[comp.sys.sgi] Questions about the 4D/120SX

ssroy@phoenix.Princeton.EDU (Steve Scot Roy) (05/03/89)

We are considering buying a 4D/120SX with 4 processors as a compute
server here and I would like to know if anyone out there has more
information about them.

How well do these things parallelize?  There were some postings a while
ago with one person claiming 75% ( factor of 3 speedup with 4
processors) and another claiming that his parallelizer had bugs.  
How code dependant is the speedup? 
These things claim to be -executable- compatible with single processor
machines, how is this done?  If you use the parallelizing optimizer on
it and then run it on a single processor machine, does it work?
Can you tell each processor to run
independantly for so each of many users sees a single processor?
Do all languages parallelize?  Specificly, does C parallelize?

How much better is the 2XX series than the 1XX series?  What is the
difference?  What speed do people -really- see on these beasts?

How much memory do these things need?  Some postings said they were
useless with 8Meg, another was complaining at 16Meg; how much is enough
and how much does it cost?

In general, how stable and bug free are these things?  Will I wonder
every time a program isn't working whether it is my fault or its?

Thanks a lot in advance.

Steve Roy
ssr@acm.princeton.edu

bron@bronze.SGI.COM (Bron Campbell Nelson) (05/03/89)

In article <8089@phoenix.Princeton.EDU>, ssroy@phoenix.Princeton.EDU (Steve Scot Roy) writes:
> 
> We are considering buying a 4D/120SX with 4 processors as a compute
> server here and I would like to know if anyone out there has more
> information about them.
Actually, I believe the marketing designation is 4D/140 for the 4cpu
version (the 4D/120 has 2cpus).

> How code dependant is the speedup <for parallelism> ?
Totally code dependent.  Parallelization is done at the Fortran DO loop
level.  Different iterations of a loop are executed in parallel on different
processors.  If your code spends most of its time executing inside
such a loop (or loops), and the loop(s) can be parallelized (not all
can be), you should see good speed up.

> These things claim to be -executable- compatible with single processor
> machines, how is this done?  If you use the parallelizing optimizer on
> it and then run it on a single processor machine, does it work?

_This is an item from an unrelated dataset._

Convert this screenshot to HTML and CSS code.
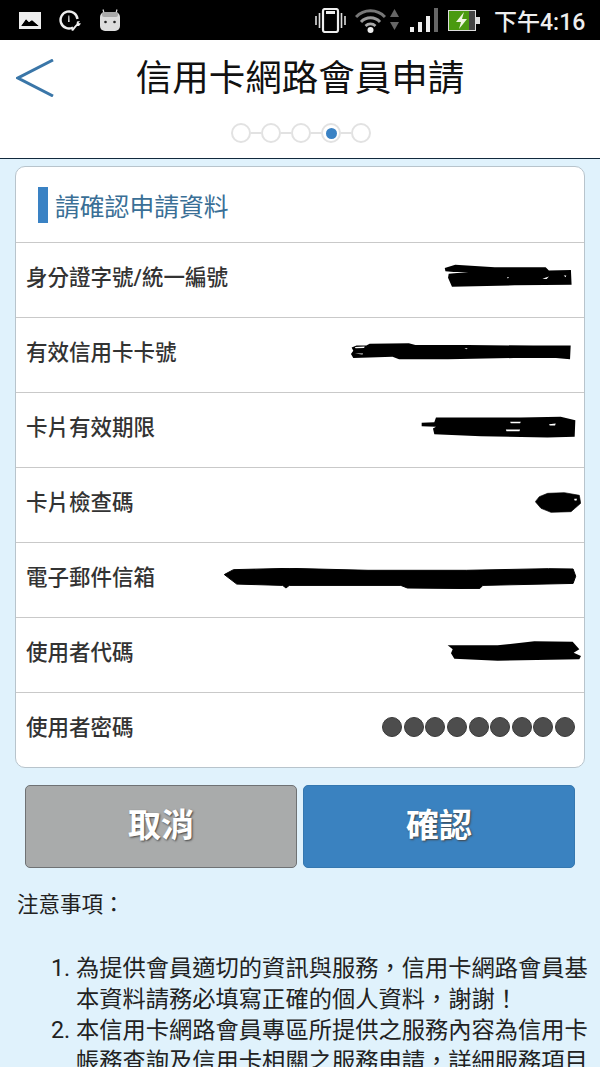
FILE: index.html
```html
<!DOCTYPE html>
<html lang="zh-TW">
<head>
    <meta charset="UTF-8">
    <meta name="viewport" content="width=device-width, initial-scale=1.0">
    <title>信用卡網路會員申請</title>
    <link rel="stylesheet" href="styles.css">
</head>
<body>
    <div class="status-bar">
        <svg class="ic-picture" viewBox="0 0 22 17">
            <rect width="22" height="17" fill="#eee"/>
            <path d="M2 14 L7 7 L10 10 L13 8 L20 14 Z" fill="#000"/>
            <path d="M2 14 V4 H20 V14 L13 8 L10 10 L7 7 Z" fill="#eee"/>
        </svg>
        <svg class="ic-gauge" viewBox="0 0 22 21">
            <path d="M14 17.5 A8.5 8.5 0 1 1 18.5 9" fill="none" stroke="#eee" stroke-width="2.4"/>
            <path d="M9.4 5.5 L10.3 5.5 L10.6 12 L9.1 12 Z" fill="#eee"/>
            <path d="M12 20 L17.5 14 L18 11.5 L21 11 L19.5 13 L22 13.5 L20 16 L18 16 L14 21 Z" fill="#eee"/>
        </svg>
        <svg class="ic-android" viewBox="0 0 20 22">
            <path d="M4 4 L3 0.5 M16 4 L17 0.5" stroke="#ddd" stroke-width="1.2"/>
            <rect y="3" width="20" height="19" rx="5" fill="#ddd"/>
            <rect x="2" y="3" width="16" height="5" rx="2" fill="#aaa"/>
            <circle cx="5.5" cy="13" r="1.3" fill="#222"/>
            <circle cx="14.5" cy="13" r="1.3" fill="#222"/>
        </svg>
        <span class="status-gap"></span>
        <svg class="ic-vibrate" viewBox="0 0 31 25">
            <rect x="8" y="1" width="15" height="23" rx="2" fill="none" stroke="#eee" stroke-width="2.2"/>
            <rect x="11" y="3" width="9" height="3" fill="#eee"/>
            <path d="M1 8 V17 M4.5 5 V20 M26.5 5 V20 M30 8 V17" stroke="#ddd" stroke-width="1.6"/>
        </svg>
        <svg class="ic-wifi" viewBox="0 0 31 25">
            <path d="M1 9 A20 20 0 0 1 30 9" fill="none" stroke="#777" stroke-width="3"/>
            <path d="M6 14 A13 13 0 0 1 25 14" fill="none" stroke="#999" stroke-width="3"/>
            <path d="M10.5 18 A7 7 0 0 1 20.5 18" fill="none" stroke="#aaa" stroke-width="2.6"/>
            <circle cx="15.5" cy="22" r="3" fill="#eee"/>
        </svg>
        <svg class="ic-arrows" viewBox="0 0 9 22">
            <path d="M4.5 0 L9 8 H0 Z M0 13 H9 L4.5 21 Z" fill="#666"/>
        </svg>
        <svg class="ic-signal" viewBox="0 0 28 24">
            <rect y="19" width="4" height="5" fill="#eee"/>
            <rect x="8" y="14" width="4" height="10" fill="#eee"/>
            <rect x="16" y="8" width="4" height="16" fill="#eee"/>
            <rect x="24" y="0" width="4" height="24" fill="#666"/>
        </svg>
        <svg class="ic-battery" viewBox="0 0 33 21">
            <rect x="0.5" y="0.5" width="27" height="20" fill="#4a9a10" stroke="#ddd"/>
            <rect x="21" y="1" width="6" height="19" fill="#444"/>
            <rect x="28" y="7" width="4" height="7" fill="#ddd"/>
            <path d="M16 2 L8 12 H13 L11 19 L19 9 H14 Z" fill="#eef5e0"/>
        </svg>
        <span class="status-time">下午4:16</span>
    </div>

    <div class="top-header">
        <div class="title-row">
            <svg class="back-arrow" viewBox="0 0 38 38">
                <polyline points="37,1 2,19 37,37" fill="none" stroke="#3a76a8" stroke-width="3"/>
            </svg>
            <h1>信用卡網路會員申請</h1>
        </div>
        <div class="stepper">
            <span class="step"></span>
            <span class="step-line"></span>
            <span class="step"></span>
            <span class="step-line"></span>
            <span class="step"></span>
            <span class="step-line"></span>
            <span class="step active"></span>
            <span class="step-line"></span>
            <span class="step"></span>
        </div>
    </div>

    <div class="main">
        <div class="card">
            <div class="card-title"><span class="title-bar"></span>請確認申請資料</div>
            <div class="row">
                <span class="row-label">身分證字號/統一編號</span>
                <svg class="mask mask-id" viewBox="428 70 388 70">
                    <path d="M428 82 L460 72 L580 80 L735 80 L745 90 L812 88 L814 133 L730 134 L640 135 L450 139 L438 112 L440 100 L500 94 L455 94 L430 92 Z" fill="#000"/>
                    <path d="M725 115 L745 108 L738 116 Z M790 105 L798 105 L796 110 Z M617 110 L624 110 L620 114 Z" fill="#fff"/>
                </svg>
            </div>
            <div class="row">
                <span class="row-label">有效信用卡卡號</span>
                <svg class="mask mask-card" viewBox="143 308 673 52">
                    <path d="M145 322 L160 316 L190 316 L200 310 L320 309 L340 314 L500 314 L700 316 L815 316 L813 358 L770 354 L640 354 L440 358 L290 358 L270 350 L200 352 L150 354 L143 342 L150 332 Z" fill="#000"/>
                    <path d="M155 320 L185 319 L183 323 L157 324 Z M155 340 L180 340 L178 343 Z M490 324 L500 324 L496 327 Z" fill="#fff"/>
                </svg>
            </div>
            <div class="row">
                <span class="row-label">卡片有效期限</span>
                <svg class="mask mask-date" viewBox="360 528 466 65">
                    <path d="M362 548 L400 546 L405 532 L660 532 L780 530 L824 540 L822 590 L740 592 L540 588 L400 582 L396 565 L405 560 L362 558 Z" fill="#000"/>
                    <path d="M628 545 L660 545 L658 549 L630 549 Z M615 568 L658 568 L656 573 L617 573 Z M745 552 L765 550 L763 556 L747 556 Z" fill="#fff"/>
                </svg>
            </div>
            <div class="row">
                <span class="row-label">卡片檢查碼</span>
                <svg class="mask mask-cvv" viewBox="702 757 138 61">
                    <path d="M703 785 L715 770 L740 760 L790 758 L835 766 L839 790 L810 815 L750 817 L720 805 Z" fill="#000" stroke="#000" stroke-width="2" stroke-linejoin="round"/>
                    <path d="M820 776 L828 776 L826 782 L820 781 Z" fill="#fff"/>
                </svg>
            </div>
            <div class="row">
                <span class="row-label">電子郵件信箱</span>
                <svg class="mask mask-mail" viewBox="60 85 1075 64">
                    <path d="M62 105 L90 90 L260 86 L500 92 L800 92 L1050 87 L1125 88 L1133 110 L1125 132 L850 138 L840 148 L620 146 L600 138 L260 138 L250 146 L240 138 L100 134 Z" fill="#000" stroke="#000" stroke-width="3" stroke-linejoin="round"/>
                </svg>
            </div>
            <div class="row">
                <span class="row-label">使用者代碼</span>
                <svg class="mask mask-user" viewBox="738 303 402 60">
                    <path d="M740 316 L890 316 L1000 304 L1115 305 L1135 328 L1118 338 L1140 348 L1135 358 L890 362 L760 356 L750 340 L755 328 Z" fill="#000"/>
                </svg>
            </div>
            <div class="row">
                <span class="row-label">使用者密碼</span>
                <div class="pw-dots">
                    <span></span><span></span><span></span><span></span><span></span><span></span><span></span><span></span><span></span>
                </div>
            </div>
        </div>

        <div class="buttons">
            <button class="btn btn-cancel">取消</button>
            <button class="btn btn-ok">確認</button>
        </div>

        <p class="notes-title">注意事項：</p>
        <ol class="notes">
            <li>為提供會員適切的資訊與服務，信用卡網路會員基本資料請務必填寫正確的個人資料，謝謝！</li>
            <li>本信用卡網路會員專區所提供之服務內容為信用卡帳務查詢及信用卡相關之服務申請，詳細服務項目</li>
        </ol>
    </div>
</body>
</html>
```

FILE: styles.css
```css
html, body {
    margin: 0;
    padding: 0;
}

body {
    width: 600px;
    height: 1067px;
    overflow: hidden;
    background: #e0f2fc;
    font-family: Roboto, 'Noto Sans CJK TC', sans-serif;
    color: #222;
}

/* status bar */
.status-bar {
    height: 40px;
    background: #000;
    display: flex;
    align-items: center;
    padding-left: 19px;
}

.status-bar svg {
    flex: none;
}

.ic-picture { width: 22px; height: 17px; margin-top: 1px; }
.ic-gauge { width: 22px; height: 21px; margin-left: 18px; }
.ic-android { width: 20px; height: 22px; margin-left: 19px; margin-top: -1px; }
.status-gap { flex: 1; }
.ic-vibrate { width: 31px; height: 25px; }
.ic-wifi { width: 31px; height: 25px; margin-left: 9px; }
.ic-arrows { width: 9px; height: 22px; margin-left: 4px; }
.ic-signal { width: 28px; height: 24px; margin-left: 11px; }
.ic-battery { width: 33px; height: 21px; margin-left: 10px; }

.status-time {
    margin-left: 13px;
    width: 106px;
    font-size: 23px;
    font-weight: 500;
    color: #eee;
    white-space: nowrap;
}

/* header */
.top-header {
    height: 118px;
    background: #fff;
    border-bottom: 1px solid #12293c;
}

.title-row {
    height: 76px;
    display: flex;
    align-items: center;
}

.back-arrow {
    width: 38px;
    height: 38px;
    margin-left: 16px;
    flex: none;
}

h1 {
    flex: 1;
    margin: 0 54px 5px 0;
    text-align: center;
    font-size: 36.5px;
    font-weight: 400;
    color: #111;
}

.stepper {
    display: flex;
    align-items: center;
    justify-content: center;
    height: 20px;
    margin: 7px 0 0 2px;
}

.step {
    width: 20px;
    height: 20px;
    box-sizing: border-box;
    border: 2px solid #e2e2e2;
    border-radius: 50%;
    background: #fff;
    display: flex;
    align-items: center;
    justify-content: center;
}

.step.active::after {
    content: '';
    width: 11px;
    height: 11px;
    border-radius: 50%;
    background: #3a82c4;
}

.step-line {
    width: 10px;
    height: 2px;
    background: #e2e2e2;
}

/* card */
.main {
    padding: 7px 15px 0;
}

.card {
    background: #fff;
    border: 1px solid #b8c4cc;
    border-radius: 10px;
    width: 568px;
}

.card-title {
    height: 75px;
    display: flex;
    align-items: center;
    padding-left: 22px;
    font-size: 24.8px;
    color: #3a6f96;
}

.title-bar {
    width: 10px;
    height: 36px;
    background: #3a82c4;
    margin-right: 7px;
}

.row {
    height: 74px;
    border-top: 1px solid #c9c9c9;
    display: flex;
    align-items: center;
    justify-content: space-between;
    padding-left: 10px;
}

.row-label {
    font-size: 21.5px;
    font-weight: 500;
    color: #333;
    margin-bottom: 10px;
}

/* 塗黑的資料 */
.mask {
    flex: none;
}

.mask-id { width: 129px; height: 23px; margin: 0 11px 9px 0; }
.mask-card { width: 224px; height: 17px; margin: 0 11px 7px 0; }
.mask-date { width: 155px; height: 22px; margin: 0 8px 6px 0; }
.mask-cvv { width: 46px; height: 21px; margin: 0 3px 5px 0; }
.mask-mail { width: 358px; height: 21px; margin: 0 5px 3px 0; }
.mask-user { width: 134px; height: 20px; margin: 0 3px 8px 0; }

.pw-dots {
    display: flex;
    gap: 1.6px;
    margin: 0 9px 6px 0;
}

.pw-dots span {
    width: 20px;
    height: 20px;
    box-sizing: border-box;
    border-radius: 50%;
    background: #4d4d4d;
    border: 1px solid #3a3a3a;
}

/* buttons */
.buttons {
    display: flex;
    gap: 6px;
    margin: 17px 0 0 10px;
    width: 550px;
}

.btn {
    flex: 1;
    height: 83px;
    border-radius: 5px;
    font-family: inherit;
    font-size: 33px;
    font-weight: 700;
    color: #fff;
    text-shadow: 1px 1px 2px #444;
    padding: 0 0 7px;
}

.btn-cancel {
    background: #a9abab;
    border: 1px solid #6f7274;
}

.btn-ok {
    background: #3a82c0;
    border: 1px solid #3578b0;
}

/* notes */
.notes-title {
    margin: 21px 0 0 2px;
    font-size: 21.5px;
    line-height: 31px;
    color: #222;
}

.notes {
    margin: 33px 0 0;
    padding: 0 0 0 61px;
    width: 513px;
    font-size: 23.27px;
    line-height: 31px;
    color: #222;
}
```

Yes, it does.  In fact, you can compile and run the code on any of the
4D series of machines, and run the same executable on any other.  For
example, do code development on a Personal Iris (4D/20), and run the
result on the multi-processor.

As to how it works:  When the program starts up, the intialization
routines figure out how many processes you want.  The default is to
ask the o.s. how many cpus are on the machine, and use that.  Alternately,
you can set a shell environment variable specifying the number.  This
number is remembered.  When the parallel loop is encountered,
the iterations are divided among the processes that are participating
in the job.  Division by 1 is perfectly ok.  Each process does its
piece, and then they all synchronize at the end.  This means that if
you run the version compiled for a multi-processor on a single processor
machine, it works, but runs a little bit slower than that same program
compiled for a uni-processor (you incur the multi-processing overhead
without benifit of an extra processor).  However, that executable can
now be transported and run on a multi-processor without change.

> Do all languages parallelize?  Specificly, does C parallelize?
Right now, only Fortran has compiler support for parallelism. C (or
any other language) can make use of the multi-processing library
routines, but you have to do the parallelism "by hand".

> How much better is the 2XX series than the 1XX series?  What is the
> difference?
The 2xx series uses the 25MHz chips, the 1xx uses 16MHz.  The 2xx also
has some significant memory interface changes, and a bigger 2nd level
cache.  For the number crunching codes I run, the 2xx cpus are pretty
much uniformly twice as fast as the 1xx cpus (much more than the ratio
of their clock speeds would make you think).  Of course, your mileage
may vary.

> How much memory do these things need?  Some postings said they were
> useless with 8Meg, another was complaining at 16Meg; how much is enough
Depends on the applications you run of course, but I for one wouldn't put
any less than 16meg on a 2cpu system, nor less than 24meg with 4cpus.
(Of course, more is always better! :-)

> In general, how stable and bug free are these things?  Will I wonder
> every time a program isn't working whether it is my fault or its?
I have never had the production hardware fail me.  There is (was) the
optimizer bug mentioned earlier, but amusingly enough, this was never
a problem for multi-processed codes! (The mp optimizer had the bug fix.)
Of course, I have a strong bias.

--
Bron Campbell Nelson
bron@sgi.com  or possibly  ..!ames!sgi!bron
These statements are my own, not those of Silicon Graphics.